Ese martes de marzo, el último día de la semana en la que Rosario me recibía sola en el pasillo, me di cuenta de que el amor siempre es trágico. La vi en ese estado, con muchos kilos de menos, ojeras y el rostro curtido por un sufrimiento profundo, y me di cuenta de que, desde pequeños, nos exigen que encontremos el amor verdadero, pero no te cuentan que antes o después, ese amor se irá. Y dejará un vacío insustituible. El amor, tan grandilocuente, tan inmenso, tan profundo... y tan absorbente. Rosario le dedicó toda su vida a un hombre. Un buen hombre, un hombre fiel. Pero como todos los hombres, terminó marchándose. Y Rosario, que a la mañana siguiente descubriría que Gerardo había fallecido, se quedó sola, sin objetivos, con una vieja funda de violín vacía y un atril oxidado.
Ese día no le hablé al doctor Martín de Rosario ni de Gerardo. Ni de por qué pensaba que a mis treinta años nunca había tenido pareja estable. Hablé con él de mi vacío vital, de mi falta de metas reales. De por qué intentaba compensarlo buscando un príncipe azul que a lo mejor no llegaba nunca.

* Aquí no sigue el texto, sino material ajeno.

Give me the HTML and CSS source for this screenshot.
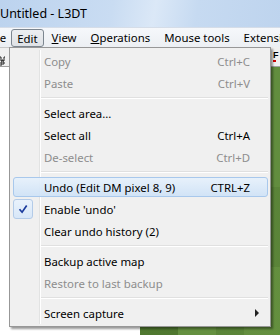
FILE: index.html
```html
<!DOCTYPE HTML>
<html>

<head>
    <meta charset="UTF-8">
    <title>Untitled - L3DT</title>
    <link rel="stylesheet" href="styles.css">
</head>

<body>
    <div class="window">
        <div class="titlebar">
            <span class="title">Untitled - L3DT</span>
        </div>
        <div class="menubar">
            <span class="mb-item file">File</span>
            <span class="mb-item active">Edit</span>
            <span class="mb-item"><u>V</u>iew</span>
            <span class="mb-item"><u>O</u>perations</span>
            <span class="mb-item">Mouse tools</span>
            <span class="mb-item">Extensions</span>
        </div>
        <div class="toolbar">
            <div class="tb-left">
                <svg width="8" height="10" viewBox="0 0 8 10">
                    <path d="M0 1h1v4h1v-1h1v1h1v-4h1" fill="none" stroke="#222" stroke-width="1"/>
                    <path d="M1 6h3v2h-3zM1 8v2" fill="none" stroke="#222" stroke-width="1"/>
                </svg>
            </div>
            <div class="tb-right">
                <span class="tb-f">F</span>
                <span class="tb-dot"></span>
            </div>
        </div>
        <div class="workspace">
            <div class="blank"></div>
            <div class="map"></div>
        </div>

        <div class="menu">
            <div class="item disabled"><span>Copy</span><span class="key">Ctrl+C</span></div>
            <div class="item disabled"><span>Paste</span><span class="key">Ctrl+V</span></div>
            <div class="sep"></div>
            <div class="item"><span>Select area...</span></div>
            <div class="item"><span>Select all</span><span class="key">Ctrl+A</span></div>
            <div class="item disabled"><span>De-select</span><span class="key">Ctrl+D</span></div>
            <div class="sep"></div>
            <div class="item hover"><span>Undo (Edit DM pixel 8, 9)</span><span class="key">CTRL+Z</span></div>
            <div class="item checked">
                <span class="check">
                    <svg width="20" height="20" viewBox="0 0 20 20">
                        <path d="M6.5 10.2l2.6 3l4.6-6.6" fill="none" stroke="#1a3a9c" stroke-width="1.7"/>
                    </svg>
                </span>
                <span>Enable 'undo'</span>
            </div>
            <div class="item"><span>Clear undo history (2)</span></div>
            <div class="sep"></div>
            <div class="item"><span>Backup active map</span></div>
            <div class="item disabled"><span>Restore to last backup</span></div>
            <div class="sep"></div>
            <div class="item">
                <span>Screen capture</span>
                <svg class="arrow" width="5" height="8" viewBox="0 0 5 8">
                    <path d="M0 0l4 4l-4 4z" fill="#222"/>
                </svg>
            </div>
        </div>
    </div>
</body>

</html>
```

FILE: styles.css
```css
body {
    margin: 0;
    width: 280px;
    height: 335px;
    overflow: hidden;
    font-family: "Noto Sans", "Open Sans", sans-serif;
    font-size: 11.4px;
    color: #000;
    background: #fff;
}

.window {
    position: relative;
    width: 280px;
    height: 335px;
    display: flex;
    flex-direction: column;
    overflow: hidden;
}

.titlebar {
    height: 27px;
    display: flex;
    align-items: center;
    background: linear-gradient(100deg, #bcd3ee 0%, #c9dcf2 40%, #dbe8f7 55%, #c6daf1 70%, #bed4ee 100%);
}

.title {
    font-size: 12.5px;
    margin-top: -1px;
}

.menubar {
    height: 20px;
    display: flex;
    align-items: stretch;
    white-space: nowrap;
    background: linear-gradient(#f6f8fb, #eceff3);
    border-top: 1px solid #d5dde8;
    box-sizing: border-box;
}

.mb-item {
    display: flex;
    align-items: center;
    padding: 0 7px;
}

.mb-item.file {
    margin-left: -19px;
    padding-right: 5px;
}

.mb-item.active {
    margin: 1px 1px 0 0;
    padding: 0 5px;
    border: 1px solid #7c8690;
    border-radius: 3px;
    background: linear-gradient(#eceef1, #dfe2e6);
}

.toolbar {
    height: 19px;
    display: flex;
    justify-content: space-between;
    background: #f0f0f0;
    border-bottom: 1px solid #a0a0a0;
}

.tb-left {
    width: 9px;
    padding-top: 6px;
    border-top: 1px solid #c8c8c8;
    box-sizing: border-box;
}

.tb-right {
    width: 9px;
    display: flex;
    flex-direction: column;
    align-items: flex-start;
    gap: 1px;
    padding-top: 5px;
    padding-left: 2px;
    box-sizing: border-box;
    line-height: 7px;
}

.tb-f {
    font-family: "Liberation Sans", sans-serif;
    font-weight: bold;
    font-size: 9px;
}

.tb-dot {
    width: 3px;
    height: 2px;
    background: #d00000;
}

.workspace {
    flex: 1;
    display: flex;
}

.blank {
    width: 140px;
    background: #fff;
}

.map {
    flex: 1;
    background-color: #5f8c3c;
    background-image:
        linear-gradient(90deg, rgba(30, 60, 10, 0.25) 0 38px, rgba(120, 160, 80, 0.2) 38px 76px, rgba(40, 70, 20, 0.1) 76px 104px, rgba(110, 150, 70, 0.25) 104px),
        linear-gradient(rgba(90, 130, 60, 0.2) 0 120px, rgba(40, 70, 20, 0.2) 120px 200px, rgba(100, 140, 60, 0.2) 200px);
}

.menu {
    position: absolute;
    left: 9px;
    top: 47px;
    width: 262px;
    box-sizing: border-box;
    padding: 2px 2px 2px 3px;
    background: #f0f0f0;
    border: 1px solid #979797;
    box-shadow: 2px 2px 2px rgba(0, 0, 0, 0.4);
}

.menu::before {
    content: "";
    position: absolute;
    left: 29px;
    top: 2px;
    bottom: 2px;
    width: 1px;
    background: #e2e3e3;
    border-right: 1px solid #fff;
}

.item {
    position: relative;
    height: 22px;
    display: flex;
    align-items: center;
    justify-content: space-between;
    padding: 0 18px 0 31px;
    box-sizing: border-box;
    white-space: nowrap;
}

.item.disabled {
    color: #8d8d8d;
}

.item.hover::after {
    content: "";
    position: absolute;
    left: 0;
    right: 0;
    top: 1px;
    bottom: 1px;
    border: 1px solid #a8c8ec;
    border-radius: 3px;
    background: linear-gradient(rgba(230, 241, 252, 0.9), rgba(206, 226, 247, 0.9));
    z-index: 0;
}

.item span {
    position: relative;
    z-index: 1;
}

.check {
    position: absolute !important;
    left: 0;
    top: 1px;
    width: 20px;
    height: 20px;
    box-sizing: border-box;
    border: 1px solid #b3cbe8;
    border-radius: 3px;
    background: linear-gradient(#e9f2fc, #d8e7f8);
}

.check svg {
    position: absolute;
    left: -1px;
    top: -1px;
}

.arrow {
    margin-right: -10px;
}

.sep {
    height: 8px;
    display: flex;
    flex-direction: column;
    justify-content: center;
    margin-left: 28px;
}

.sep::before {
    content: "";
    height: 1px;
    background: #e0e0e0;
    border-bottom: 1px solid #fff;
}
```
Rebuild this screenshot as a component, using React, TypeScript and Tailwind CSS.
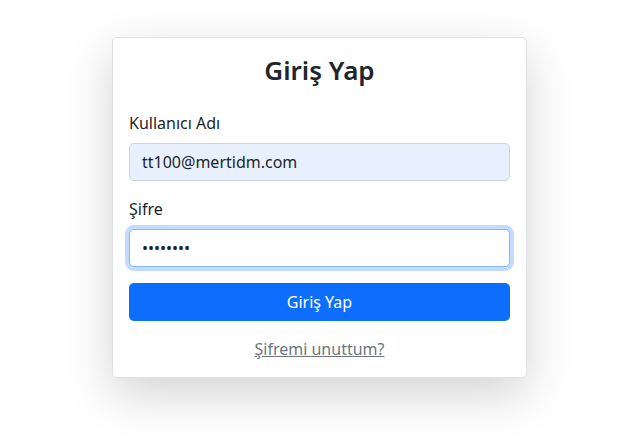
export default function App() {
  return (
    <div
      className="min-h-[442px] bg-white pl-[11px] pt-[37px] flex justify-center items-start"
      style={{ fontFamily: '"Noto Sans", "Open Sans", sans-serif' }}
    >
      <div className="w-[415px] bg-white border border-[#dee2e6] rounded-[5px] shadow-[0_1rem_3rem_rgba(0,0,0,0.175)] px-4 pt-4 pb-4 text-[#212529]">
        <h2 className="text-center text-[26px] leading-[33px] font-semibold mb-6">Giriş Yap</h2>

        <label className="block text-base leading-6 mb-2">Kullanıcı Adı</label>
        <input
          type="text"
          readOnly
          value="tt100@mertidm.com"
          className="block w-full h-[38px] px-3 text-base text-[#212529] bg-[#e8f0fe] border border-[#ced4da] rounded-[5px] outline-none mb-4"
        />

        <label className="block text-base leading-6 mb-2">Şifre</label>
        <input
          type="password"
          readOnly
          value="12345678"
          className="block w-full h-[38px] px-3 text-base text-[#212529] bg-white border border-[#86b7fe] rounded-[5px] outline-none shadow-[0_0_0_4px_rgba(13,110,253,0.25)] mb-4"
        />

        <button className="block w-full h-[38px] bg-[#0d6efd] text-white text-base rounded-[5px]">
          Giriş Yap
        </button>

        <div className="text-center mt-4 leading-6">
          <a href="#" className="text-[#6c757d] underline text-base">
            Şifremi unuttum?
          </a>
        </div>
      </div>
    </div>
  )
}
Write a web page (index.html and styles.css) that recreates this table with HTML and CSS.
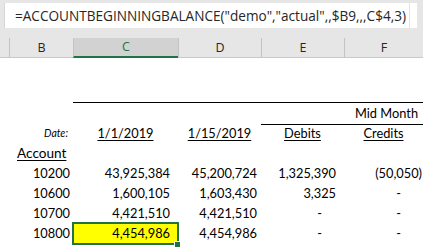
FILE: index.html
```html
<!DOCTYPE html>
<html lang="en">
<head>
  <meta charset="UTF-8">
  <title>Account Beginning Balance</title>
  <link rel="stylesheet" href="styles.css">
</head>
<body>
  <div class="formula-area">
    <div class="formula-box">
      <span class="formula-text">=ACCOUNTBEGINNINGBALANCE("demo","actual",,$B9,,,C$4,3)</span>
      <span class="formula-end"></span>
    </div>
  </div>
  <div class="col-headers">
    <div class="col-head first"></div>
    <div class="col-head">B</div>
    <div class="col-head active">C</div>
    <div class="col-head">D</div>
    <div class="col-head">E</div>
    <div class="col-head">F</div>
  </div>
  <div class="sheet">
    <!-- spacer rows -->
    <div class="row tall"><div></div><div></div><div></div><div></div><div></div><div></div></div>
    <div class="row">
      <div></div><div></div>
      <div class="line"></div><div class="line"></div><div class="line"></div><div class="line"></div>
    </div>
    <div class="row">
      <div></div><div></div><div></div><div></div>
      <div class="line"></div>
      <div class="line"><span class="mid-month">Mid Month</span></div>
    </div>
    <div class="row">
      <div></div>
      <div class="right date-label">Date:</div>
      <div class="center"><u>1/1/2019</u></div>
      <div class="center"><u>1/15/2019</u></div>
      <div class="center"><u>Debits</u></div>
      <div class="center"><u>Credits</u></div>
    </div>
    <div class="row">
      <div></div>
      <div class="account"><u>Account</u></div>
      <div></div><div></div><div></div><div></div>
    </div>
    <div class="row data">
      <div></div>
      <div class="right acct">10200</div>
      <div class="right num-c">43,925,384</div>
      <div class="right num-d">45,200,724</div>
      <div class="right num-e">1,325,390</div>
      <div class="right num-f">(50,050)</div>
    </div>
    <div class="row data">
      <div></div>
      <div class="right acct">10600</div>
      <div class="right num-c">1,600,105</div>
      <div class="right num-d">1,603,430</div>
      <div class="right num-e">3,325</div>
      <div class="right dash">-</div>
    </div>
    <div class="row data">
      <div></div>
      <div class="right acct">10700</div>
      <div class="right num-c">4,421,510</div>
      <div class="right num-d">4,421,510</div>
      <div class="right dash">-</div>
      <div class="right dash">-</div>
    </div>
    <div class="row data">
      <div></div>
      <div class="right acct">10800</div>
      <div class="right num-c selected">4,454,986</div>
      <div class="right num-d">4,454,986</div>
      <div class="right dash">-</div>
      <div class="right dash">-</div>
    </div>
  </div>
</body>
</html>
```

FILE: styles.css
```css
body {
  margin: 0;
  width: 423px;
  height: 249px;
  overflow: hidden;
  background-color: #ffffff;
  font-family: "Lato", "Liberation Sans", sans-serif;
  color: #000000;
}

.formula-area {
  height: 38px;
  background-color: #e6e6e6;
  padding: 3px 0 0 4px;
  box-sizing: border-box;
}

.formula-box {
  display: flex;
  height: 25px;
  width: 413px;
  background-color: #ffffff;
  border-left: 1px solid #d6d6d6;
  box-sizing: border-box;
  align-items: center;
}

.formula-text {
  flex: 1;
  padding-left: 10px;
  font-family: "Open Sans", "Noto Sans", sans-serif;
  font-size: 13.6px;
  letter-spacing: 0;
  color: #262626;
  white-space: nowrap;
  height: 25px;
  line-height: 25px;
  border-right: 1px solid #e3e3e3;
  margin-right: 1px;
}

.formula-end {
  width: 6px;
  height: 25px;
}

.col-headers {
  display: grid;
  grid-template-columns: 9px 64px 105px 83px 83px 1fr;
  height: 20px;
  background-color: #e6e6e6;
  border-bottom: 1px solid #c8c8c8;
  box-sizing: border-box;
}

.col-head {
  border-left: 1px solid #c3c3c3;
  text-align: center;
  font-family: "Open Sans", "Noto Sans", sans-serif;
  font-size: 12.5px;
  line-height: 19px;
  color: #262626;
}

.col-head.first {
  border-left: none;
}

.col-head.active {
  background-color: #d2d2d2;
  color: #217346;
  border-bottom: 2px solid #217346;
  margin-bottom: -1px;
  line-height: 18px;
}

.sheet {
  font-size: 12.8px;
}

.row {
  display: grid;
  grid-template-columns: 9px 64px 105px 83px 83px 1fr;
  height: 20px;
}

.row.tall {
  height: 25px;
}

.row > div {
  line-height: 21px;
  white-space: nowrap;
  box-sizing: border-box;
}

.line {
  border-bottom: 1px solid #000000;
}

.right {
  text-align: right;
}

.center {
  text-align: center;
}

.center u {
  text-underline-offset: 2px;
}

.date-label {
  font-style: italic;
  font-size: 10.5px;
  padding-right: 5px;
}

.account {
  padding-left: 8px;
  font-size: 13.6px;
}

.account u {
  text-underline-offset: 2px;
}

.mid-month {
  display: block;
  padding-left: 11px;
}

.acct {
  padding-right: 3px;
}

.num-c {
  padding-right: 8px;
}

.num-d {
  padding-right: 4px;
}

.num-e {
  padding-right: 8px;
}

.num-f {
  padding-right: 1px;
}

.dash {
  padding-right: 22px;
}

.selected {
  position: relative;
  background-color: #ffff00;
}

.selected::before {
  content: "";
  position: absolute;
  left: -1px;
  right: -1px;
  top: -1px;
  bottom: -1px;
  border: 2px solid #217346;
}

.selected::after {
  content: "";
  position: absolute;
  right: -3px;
  bottom: -4px;
  width: 5px;
  height: 5px;
  background-color: #217346;
  border: 1px solid #ffffff;
}
```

El viernes de esa misma semana, al no ver a ninguno de los dos, fui a la ventanilla de la estación. El vendedor de billetes los conocía bien, y en alguna ocasión se sumó a mis breves charlas con la pareja de ancianos. Me contó que Rosario lo había visitado hacía un par de días, tras enterarse del fallecimiento de Gerardo. Estaba seria pero no lloraba, parecía descansar ya en paz con su marido, me dijo. No tenía familia de la que despedirse, así que se dirigió a la estación a decirle adiós a él y a un par de empleados de seguridad con los que había hecho migas. Le pidió que me diese un beso de su parte. Nos echaría de menos. Sabía que moriría pronto, y no quería hacerlo sin cumplir el sueño de su vida: recorrer a pie el camino de Santiago. Rosario siempre había sido una mujer muy devota.